Solid Pictures

Thursday, Sept. 29th, 6.30pm, 160 Campbell Hall

Patrick R. Crowley, Associate Curator of European Art, Cantor Arts Center, Stanford University

Solid Pictures: Photosculpture and the Reproduction of Reality 

This lecture investigates the little-known invention of photosculpture in 1860s France, a labor-saving device that promised portraits or domestically scaled sculptural reproductions at a fraction of the cost of traditional methods.

Bio:

Patrick R. Crowley is the Associate Curator of European Art at the Cantor Arts Center at Stanford University, where he oversees art from antiquity to 1900. Previously, he was Assistant Professor of Art History and the College at the University of Chicago.
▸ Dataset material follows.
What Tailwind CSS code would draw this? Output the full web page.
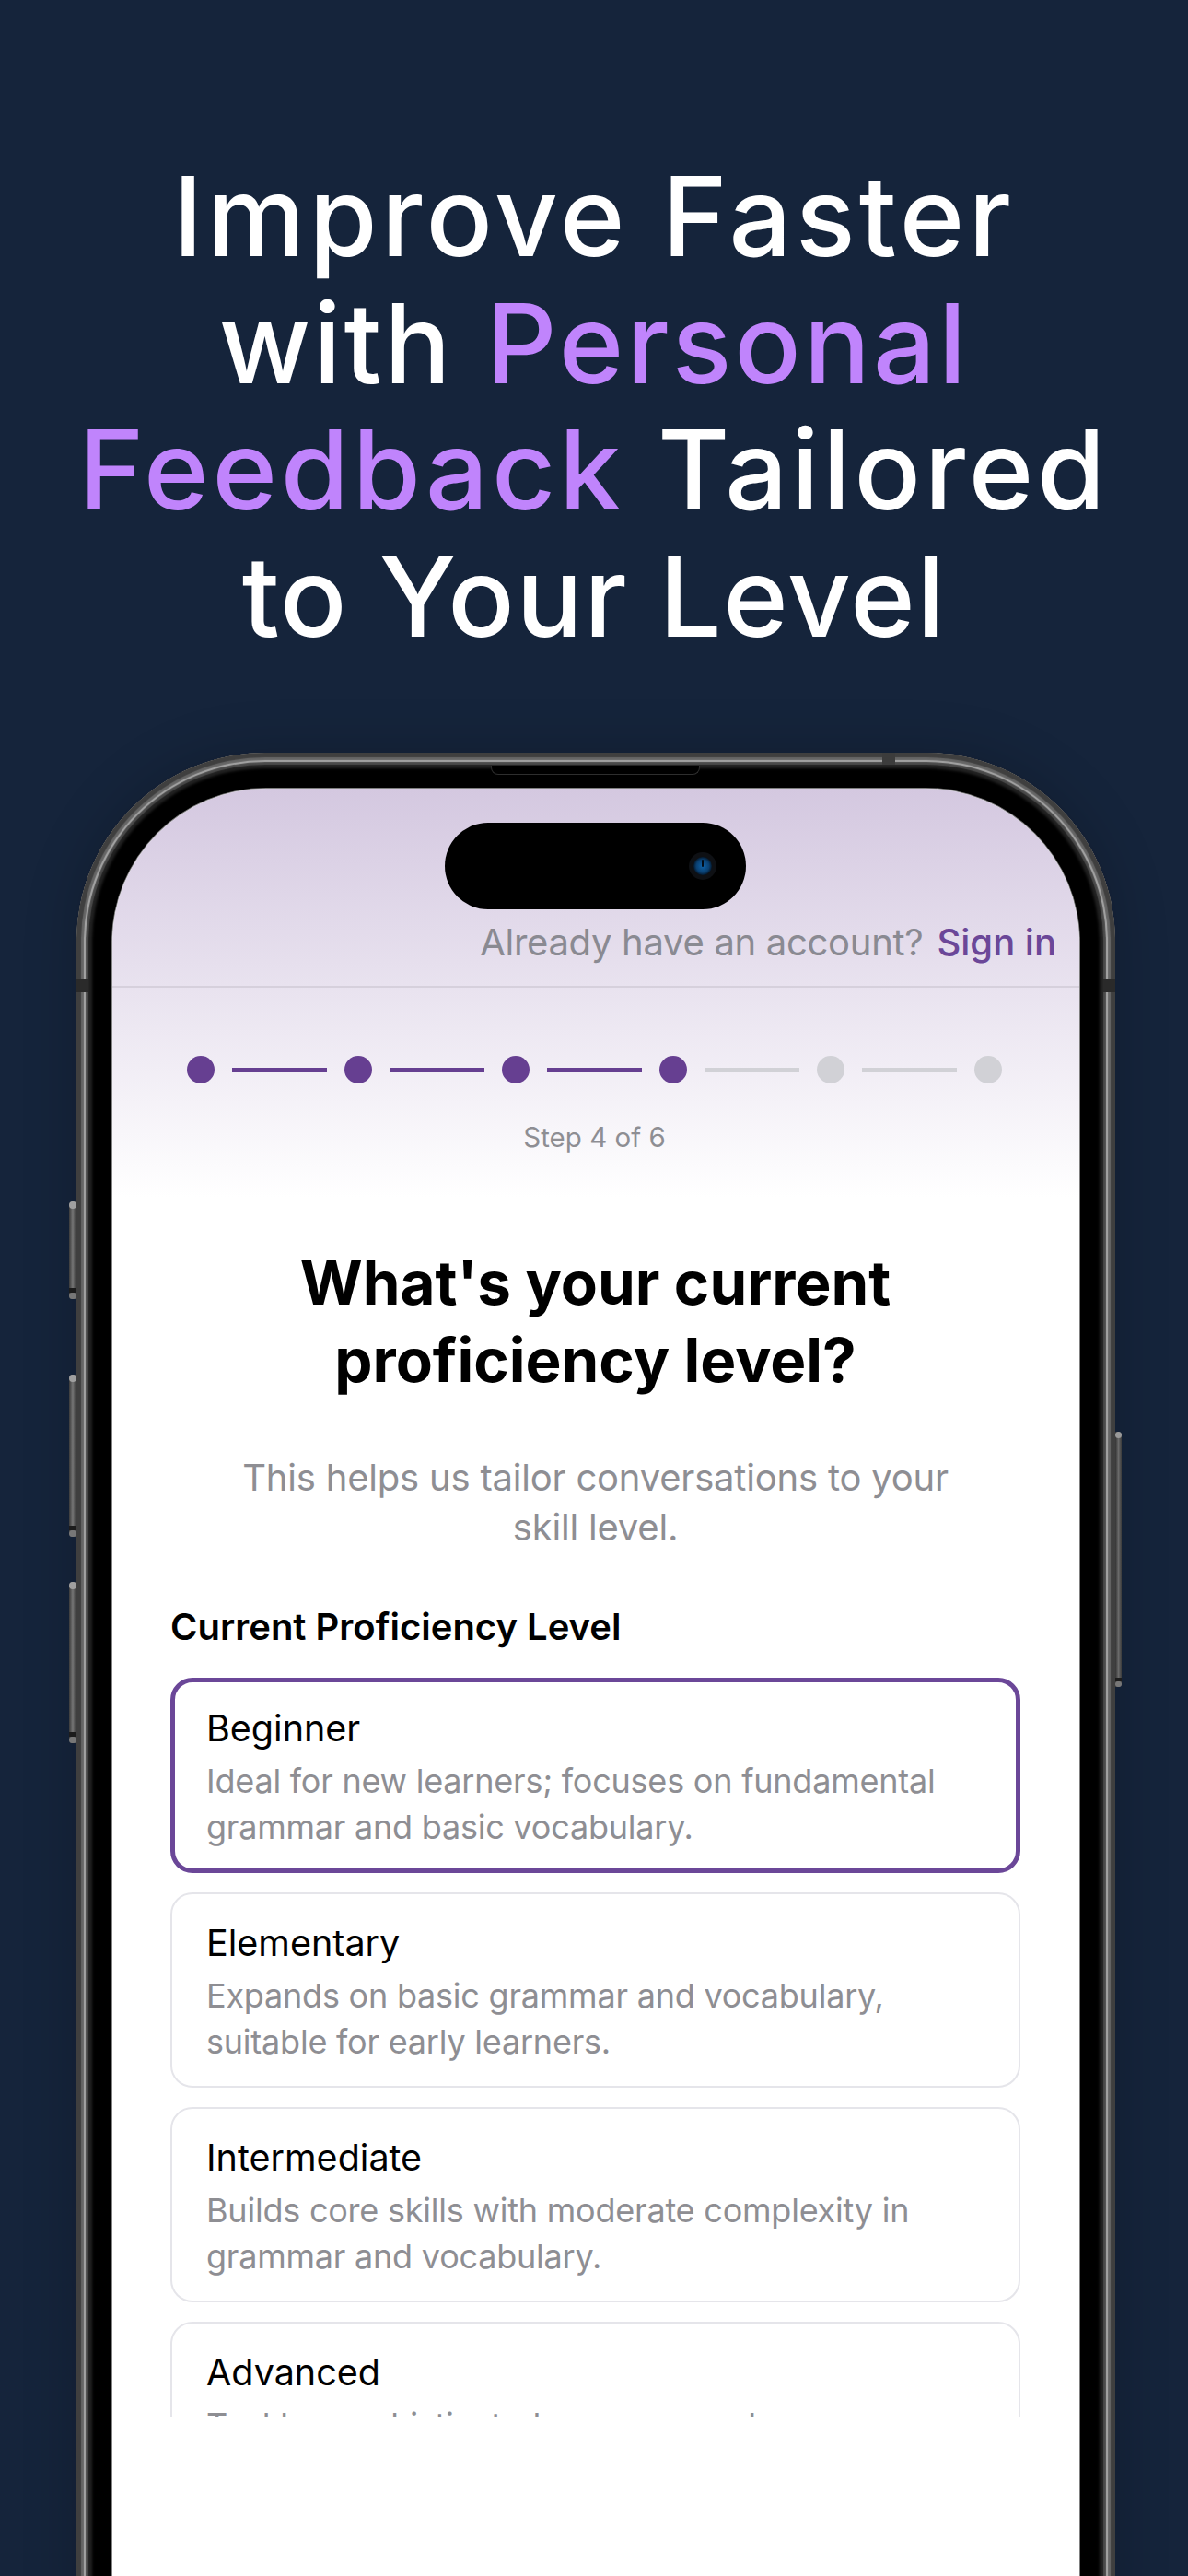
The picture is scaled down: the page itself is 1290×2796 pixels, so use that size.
<!DOCTYPE html>
<html lang="en">
    <head>
        <meta charset="UTF-8" />
        <meta name="viewport" content="width=device-width, initial-scale=1.0" />
        <title>Proficiency level</title>
        <script src="https://cdn.jsdelivr.net/npm/@tailwindcss/browser@4"></script>
    </head>
    <body class="bg-[#15243b] h-[2796px] overflow-hidden font-['Inter',sans-serif]">
        <h1 class="pt-[166px] text-center text-white text-[120px] leading-[137.5px] font-[450]">
            <span class="tracking-[4.3px]">Improve Faster</span><br />
            <span class="tracking-[3px]">with <span class="text-[#c084fc]">Personal</span></span><br />
            <span class="tracking-[3.85px]"><span class="text-[#c084fc]">Feedback</span> Tailored</span><br />
            <span class="tracking-[1.6px]">to Your Level</span>
        </h1>

        <!-- phone -->
        <div class="relative mt-[101px] ml-[83px] w-[1128px] h-[2200px] rounded-[205px] bg-black p-[39px] shadow-[inset_0_0_1px_5px_#3f3f3f,inset_0_0_1px_8px_#666,inset_0_0_1px_10px_#a8a8a8,inset_0_0_1px_13px_#4a4a4a,inset_0_0_3px_17px_#222,0_0_60px_rgba(0,0,0,0.2)]">
            <!-- side buttons -->
            <div class="absolute left-[-8px] top-[487px] w-[8px] h-[106px] rounded-l-[4px] bg-linear-to-r from-[#3a3a3a] via-[#777] to-[#333]">
                <div class="absolute inset-x-0 top-0 h-[8px] rounded-full bg-[#a0a0a0]"></div>
                <div class="absolute inset-x-0 bottom-[7px] h-[5px] bg-[#1c1c1c]"></div>
                <div class="absolute inset-x-0 bottom-0 h-[7px] rounded-full bg-[#777]"></div>
            </div>
            <div class="absolute left-[-8px] top-[675px] w-[8px] h-[176px] rounded-l-[4px] bg-linear-to-r from-[#3a3a3a] via-[#777] to-[#333]">
                <div class="absolute inset-x-0 top-0 h-[8px] rounded-full bg-[#a0a0a0]"></div>
                <div class="absolute inset-x-0 bottom-[7px] h-[5px] bg-[#1c1c1c]"></div>
                <div class="absolute inset-x-0 bottom-0 h-[7px] rounded-full bg-[#777]"></div>
            </div>
            <div class="absolute left-[-8px] top-[900px] w-[8px] h-[175px] rounded-l-[4px] bg-linear-to-r from-[#3a3a3a] via-[#777] to-[#333]">
                <div class="absolute inset-x-0 top-0 h-[8px] rounded-full bg-[#a0a0a0]"></div>
                <div class="absolute inset-x-0 bottom-[7px] h-[5px] bg-[#1c1c1c]"></div>
                <div class="absolute inset-x-0 bottom-0 h-[7px] rounded-full bg-[#777]"></div>
            </div>
            <div class="absolute right-[-7px] top-[737px] w-[7px] h-[277px] rounded-r-[4px] bg-linear-to-r from-[#333] via-[#6a6a6a] to-[#3a3a3a]">
                <div class="absolute inset-x-0 top-0 h-[7px] rounded-full bg-[#999]"></div>
                <div class="absolute inset-x-0 bottom-[6px] h-[4px] bg-[#1c1c1c]"></div>
                <div class="absolute inset-x-0 bottom-0 h-[6px] rounded-full bg-[#777]"></div>
            </div>

            <!-- antenna bands and speaker -->
            <div class="absolute left-[875px] top-0 w-[14px] h-[13px] bg-[#3c3c3c]"></div>
            <div class="absolute left-0 top-[246px] w-[13px] h-[14px] bg-[#2a2a2a]"></div>
            <div class="absolute right-0 top-[246px] w-[13px] h-[14px] bg-[#2a2a2a]"></div>
            <div class="absolute left-[450px] top-[14px] w-[227px] h-[10px] rounded-b-[8px] bg-black border border-t-0 border-[#2e2e2e]"></div>

            <!-- screen -->
            <div class="relative w-[1050px] h-full rounded-[167px] overflow-hidden bg-white shadow-[0_0_0_1px_rgba(255,255,255,0.5)]">
                <!-- dynamic island -->
                <div class="absolute left-[361px] top-[37px] w-[327px] h-[94px] rounded-[47px] bg-black">
                    <svg class="absolute left-[264px] top-[31px]" width="32" height="32" viewBox="0 0 32 32">
                        <defs>
                            <radialGradient id="lens">
                                <stop offset="0" stop-color="#0f62a8" />
                                <stop offset="0.7" stop-color="#0a3f70" />
                                <stop offset="1" stop-color="#04182c" />
                            </radialGradient>
                        </defs>
                        <circle cx="16" cy="16" r="15" fill="#0e1014" />
                        <circle cx="16" cy="16" r="10" fill="url(#lens)" />
                        <rect x="15" y="9" width="2" height="8" rx="1" fill="#020b16" />
                    </svg>
                </div>

                <div class="h-[444px] bg-linear-to-b from-[#d4c8e0] to-white">
                    <div class="h-[216px] flex items-end justify-end pr-[25px] pb-[23px] border-b-2 border-[#d6d0dc] text-[40px] leading-[48px]">
                        <span class="text-[#8a8a92] tracking-[-0.3px]">Already have an account?</span>
                        <span class="ml-[15px] text-[#6b4798] font-medium">Sign in</span>
                    </div>
                    <div class="mt-[74px] pr-[3px] flex items-center justify-center gap-[19px]">
                        <div class="w-[30px] h-[30px] rounded-full bg-[#663f91]"></div>
                        <div class="w-[103px] h-[5px] bg-[#663f91]"></div>
                        <div class="w-[30px] h-[30px] rounded-full bg-[#663f91]"></div>
                        <div class="w-[103px] h-[5px] bg-[#663f91]"></div>
                        <div class="w-[30px] h-[30px] rounded-full bg-[#663f91]"></div>
                        <div class="w-[103px] h-[5px] bg-[#663f91]"></div>
                        <div class="w-[30px] h-[30px] rounded-full bg-[#663f91]"></div>
                        <div class="w-[103px] h-[5px] bg-[#d1d1d6]"></div>
                        <div class="w-[30px] h-[30px] rounded-full bg-[#d1d1d6]"></div>
                        <div class="w-[103px] h-[5px] bg-[#d1d1d6]"></div>
                        <div class="w-[30px] h-[30px] rounded-full bg-[#d1d1d6]"></div>
                    </div>
                    <p class="mt-[38px] pr-[3px] text-center text-[29.5px] leading-[40px] text-[#8e8e93]">Step 4 of 6</p>
                </div>

                <div class="pl-[63px] pr-[64px]">
                    <h2 class="mt-[51px] text-center text-black text-[65.5px] leading-[84px] font-bold">
                        What's your current<br />proficiency level?
                    </h2>
                    <p class="mt-[58px] text-center text-[#8e8e93] text-[40px] leading-[54px] tracking-[-0.2px]">
                        This helps us tailor conversations to your<br />skill level.
                    </p>
                    <p class="mt-[57px] text-black text-[40px] leading-[48px] font-semibold">Current Proficiency Level</p>

                    <div class="mt-[31px] h-[802px] overflow-hidden flex flex-col gap-[21px]">
                        <div class="shrink-0 h-[212px] rounded-[24px] border-[5px] border-[#6b4798] px-[34px] pt-[26px]">
                            <p class="text-black text-[39.5px] leading-[48px]">Beginner</p>
                            <p class="mt-[8px] text-[#8e8e93] text-[36px] leading-[50px] tracking-[-0.22px]">Ideal for new learners; focuses on fundamental<br />grammar and basic vocabulary.</p>
                        </div>
                        <div class="shrink-0 h-[212px] rounded-[24px] border-2 border-[#e5e5ea] px-[37px] pt-[29px]">
                            <p class="text-black text-[39.5px] leading-[48px]">Elementary</p>
                            <p class="mt-[8px] text-[#8e8e93] text-[36px] leading-[50px] tracking-[-0.22px]">Expands on basic grammar and vocabulary,<br />suitable for early learners.</p>
                        </div>
                        <div class="shrink-0 h-[212px] rounded-[24px] border-2 border-[#e5e5ea] px-[37px] pt-[29px]">
                            <p class="text-black text-[39.5px] leading-[48px]">Intermediate</p>
                            <p class="mt-[8px] text-[#8e8e93] text-[36px] leading-[50px] tracking-[-0.22px]">Builds core skills with moderate complexity in<br />grammar and vocabulary.</p>
                        </div>
                        <div class="shrink-0 h-[212px] rounded-[24px] border-2 border-[#e5e5ea] px-[37px] pt-[29px]">
                            <p class="text-black text-[39.5px] leading-[48px]">Advanced</p>
                            <p class="mt-[8px] text-[#8e8e93] text-[36px] leading-[50px] tracking-[-0.22px]">Tackles sophisticated grammar and<br />nuanced vocabulary.</p>
                        </div>
                    </div>
                </div>
            </div>
        </div>
    </body>
</html>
A specialist in sculpture, both ancient and modern, his research spans a broad range of questions about media and materiality in Roman art and visual culture and its afterlives in European classicisms. His research has been generously supported by the Center for Advanced Study in the Visual Arts, the Getty Research Institute, and the National Endowment for the Humanities. He is the author of The Phantom Image: Seeing the Dead in Ancient Rome (University of Chicago Press, 2019).  

Abstract:

On May 17, 1861, François Willème presented his invention of photosculpture to the Société Française de Photographie in Paris. It is difficult to overstate the significance of Willème’s technical achievement, in many ways the precursor to modern 3D printing, which combined the sensuous plasticity of sculpture with the vaunted reality-effects of photography. Although little-known today, it serves as a key example of the marriage of art and industry in the Second Empire. The turnaround must have seemed almost magical: the photographic capture of the subject in the studio took only ten seconds, and a finished sculpture was promised in as few as forty-eight hours. Thanks to the labor-saving nature of its mechanical apparatus, photosculpture promised to democratize portrait sculpture, a traditionally elite category thanks to its considerable expense, making it truly affordable for the middle class. And yet, Willème’s invention was not a commercial success; he operated his Paris studio for only five or six years until closing it in late 1867 or early 1868, by which time various competitors had devised and patented their own versions. This lecture, in anticipation of an exhibition at the Cantor Arts Center at Stanford, investigates the technical aspects of photosculpture in the 1860s, as well as its even more obscure afterlives in the 1890s through the 1930s, to reveal its ambivalent, even opaque relationship to labor.